Terrorgram block is a welcome step towards countering violent extremism

The Australian government has listed Terrorgram—a network of violent extremist chatroom-like channels on Telegram—as an official terrorist organisation. Australians found to be part of Terrorgram now face up to 25 years in prison. As an effort to counter violent extremist platforms, rather than just actors themselves, this is to be welcomed. But Australia needs to combine law enforcement measures with policies targeting our structural resilience.

Terrorgram has been linked to lone-actor attacks in Slovakia, Turkey, Brazil and the United States. Its listing places it among the likes of Hamas, Islamic State, and violent white supremacist groups such as Sonnenkrieg Division and The Base. But its network structure is fundamentally unlike these other organisations, and in this case the devil is in the details.

Terrorgram is not an organisation: it is a decentralised network hosted on one of the world’s largest and best-encrypted communication platforms. Telegram has more than 1 billion global users and a history of resistance to regulatory pressure. With a headquarters in Dubai, company registration in the British Virgin Islands, and servers reportedly still in Russia, we cannot expect the Australian government to unilaterally hold Telegram to account.

The government is rightly using available tools to limit the influence and reach of groups defined by violent ideologies. The ban is necessary and will empower law enforcement operations designed to disrupt Terrorgram channels, but challenges remain. Speaking to the Australian Broadcasting Corporation, Home Affairs Minister Tony Burke highlighted that ‘you never stop chasing these characters down.’ Police will presumably infiltrate, monitor and disrupt the network, but it will be difficult to determine the identity of anonymous users. These operations may also have a dispersive effect: as policing increases, users will react and spread across more channels or to new platforms.

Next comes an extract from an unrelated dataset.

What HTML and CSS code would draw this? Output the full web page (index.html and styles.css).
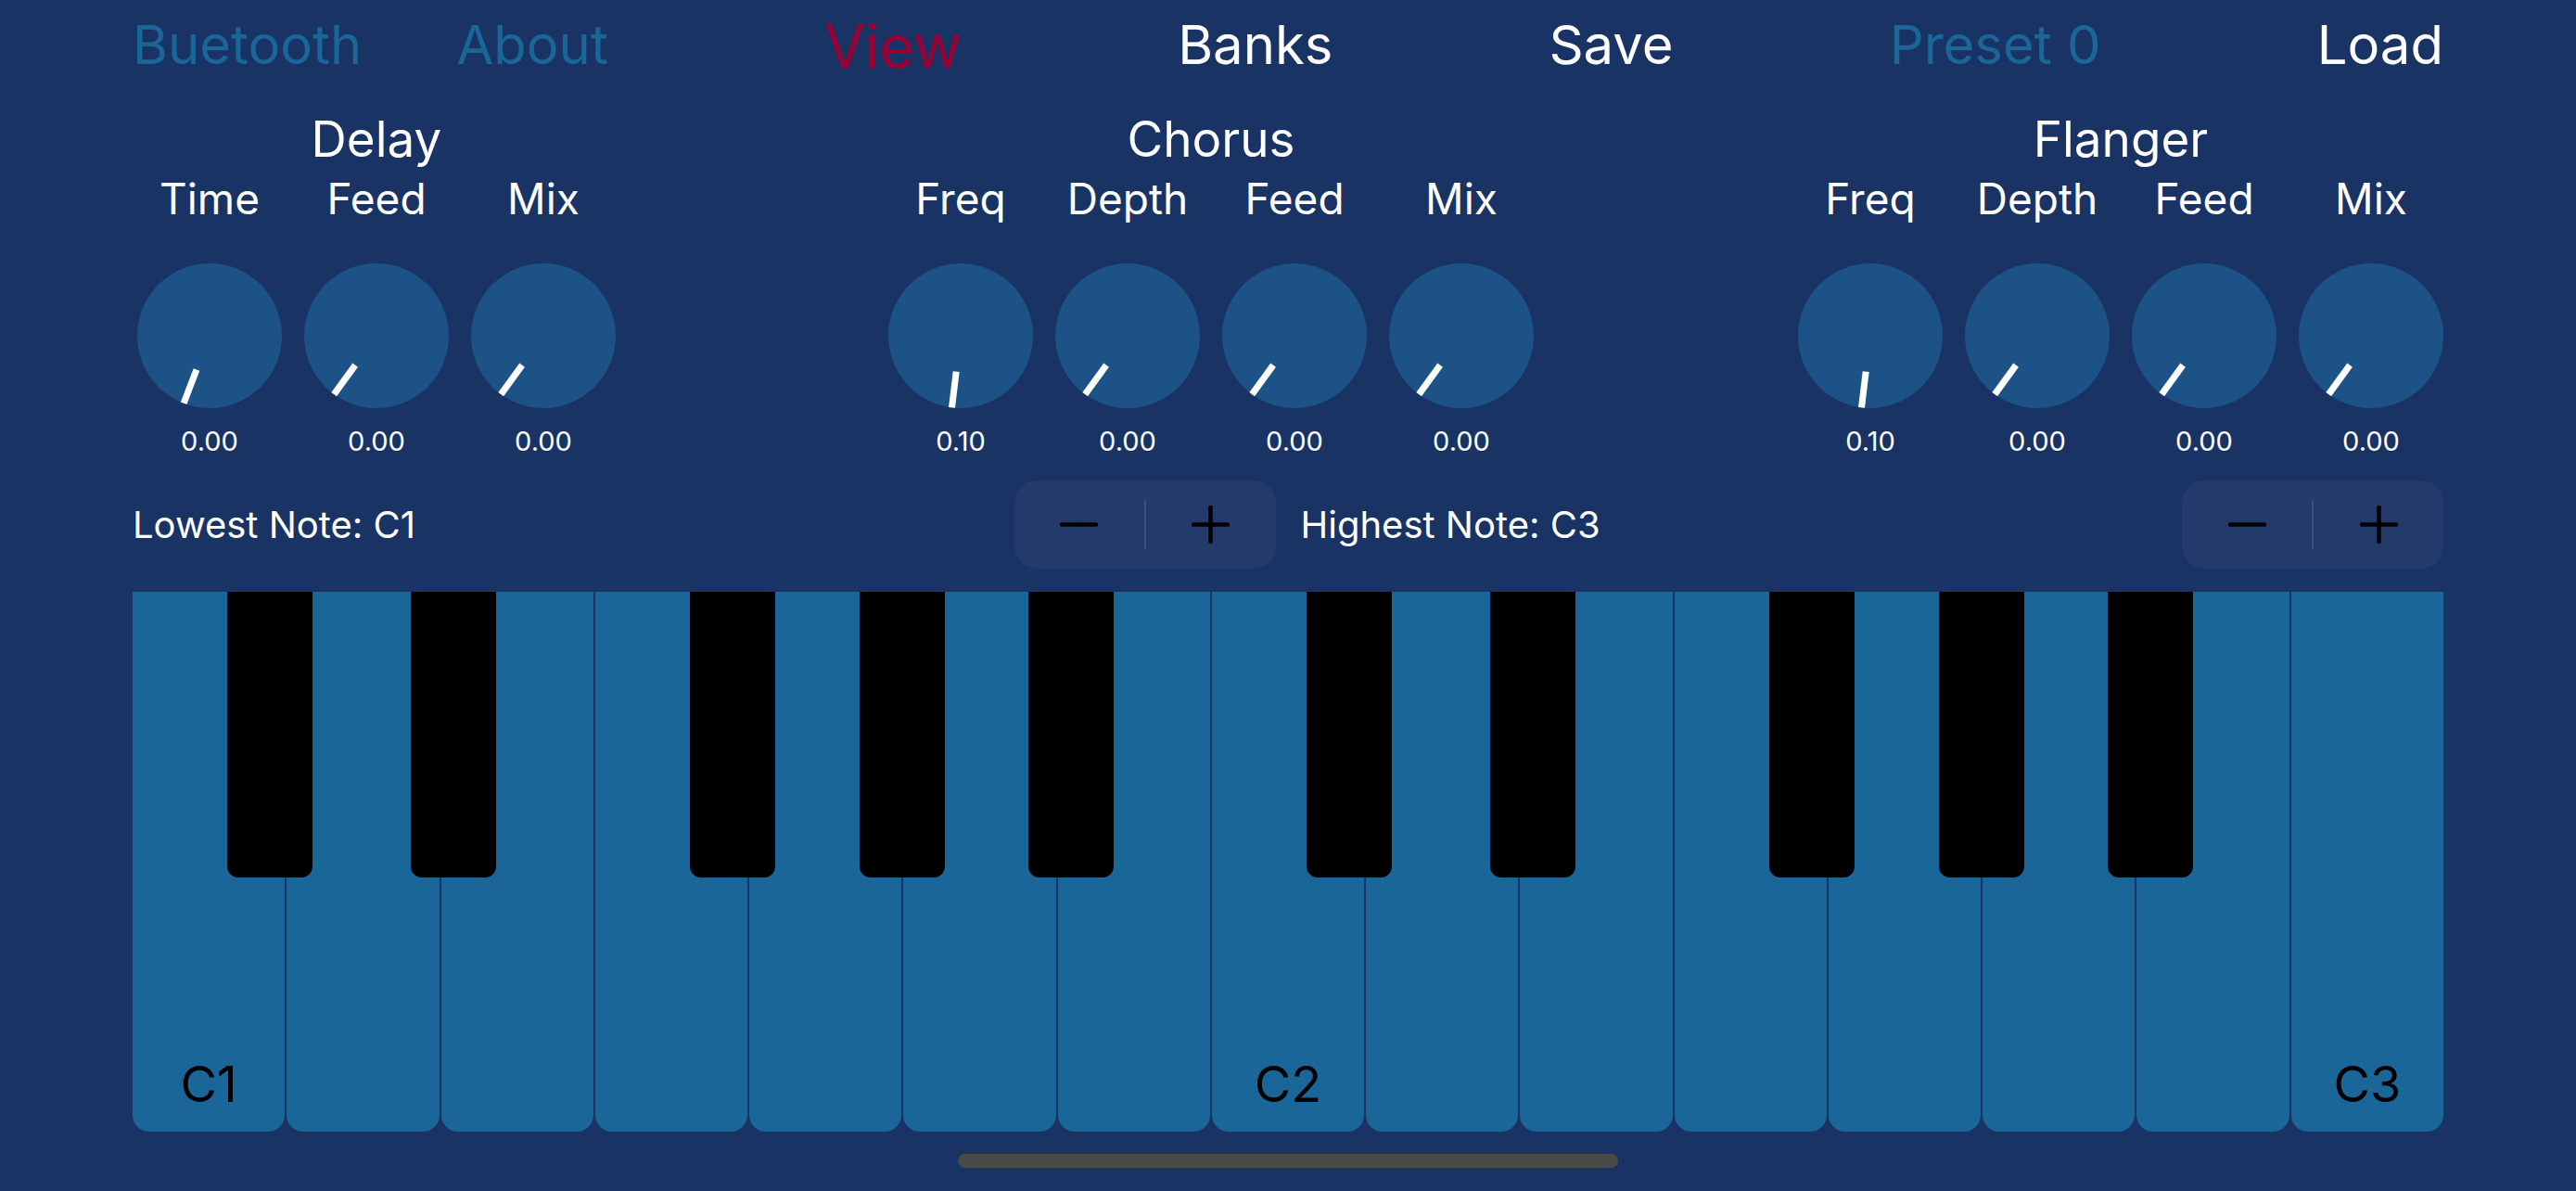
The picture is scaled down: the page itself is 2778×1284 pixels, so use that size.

This platform optionality for extremists is why it’s vital to shut down immediate threats and deal with root causes simultaneously. In January, Home Affairs released an unfortunately lightweight counterterrorism and counter violent extremism strategy. But more recent government moves—such as the return of operational agencies to the Home Affairs portfolio—suggest the time is right for the concrete policy interventions so desperately needed.

Following the integration of the Australian Federal Police and the Australian Security Intelligence Organisation into the Home Affairs portfolio, the department itself is now better positioned to use operational expertise and experience to shape future policy. As stated in February by ASIO Director-General Mike Burgess, Australia can’t police its way to social cohesion. Our law enforcement is highly capable, especially at the coalface, but this issue is beyond any enforcement capability alone. We need to evolve our approach and implement policy that targets local and structural issues that push individuals towards radicalisation.

Australians, especially young Australians, are engaging with violent extremism. To counteract this, we need to understand why. We need comprehensive policy solutions that we can implement now to raise social cohesion and address existing grievances before they establish deep roots, rather than relying on security and law enforcement responses after ideological recruitment. We need to raise our social cohesion general health in addition to more targeted responses.

Understanding the grievances that transform into violence is complex. On Terrorgram and similar platforms, specific grievances are used to recruit and radicalise individuals, often intermixing with pre-existing violent extremist narratives such as neo-Nazi beliefs. During the Covid-19 pandemic, anxiety surrounding the vaccine and anger towards lockdown restrictions were commonly exploited. Another common grievance among these groups is a belief that politicians are untrustworthy or serve the interests of specific groups, a view that often intersects with antisemitic ideologies.

Grievances mix with free-flowing decentralised online discourse, resulting in a disturbing, illogical and near-incomprehensible blend of hate. Our analytical understanding tends to stop here, stymied by this incomprehensibility. At best, we propose improved mental health services. While these are important, we need to address underlying economic stressors and breakdowns within Australian communities.

By focusing predominantly on Terrorgram or offshore actors, we risk overlooking how our own governance shortcomings are feeding into the crisis. Decades of asset inflation and wage stagnation have left many young Australians economically disenfranchised and politically distrustful, as has underinvestment in community infrastructure and institutions.

Violent extremist actors are responsible for their actions, and Australia must continue to use appropriate law enforcement responses. Blocking Terrorgram is a commendable action to disrupt the immediate threat. The government can complement this approach and others like it with a social cohesion campaign aimed at preventing radicalisation by improving conditions for at-risk Australians and ultimately building greater resilience to violent extremist ideologies.

Radicalisation is not just an online issue, and we need policy that aims to resolve underlying grievances. It is that combination of advancing individual freedoms, defending our collective security and advocating social cohesion that forms the basis for long-term national resilience.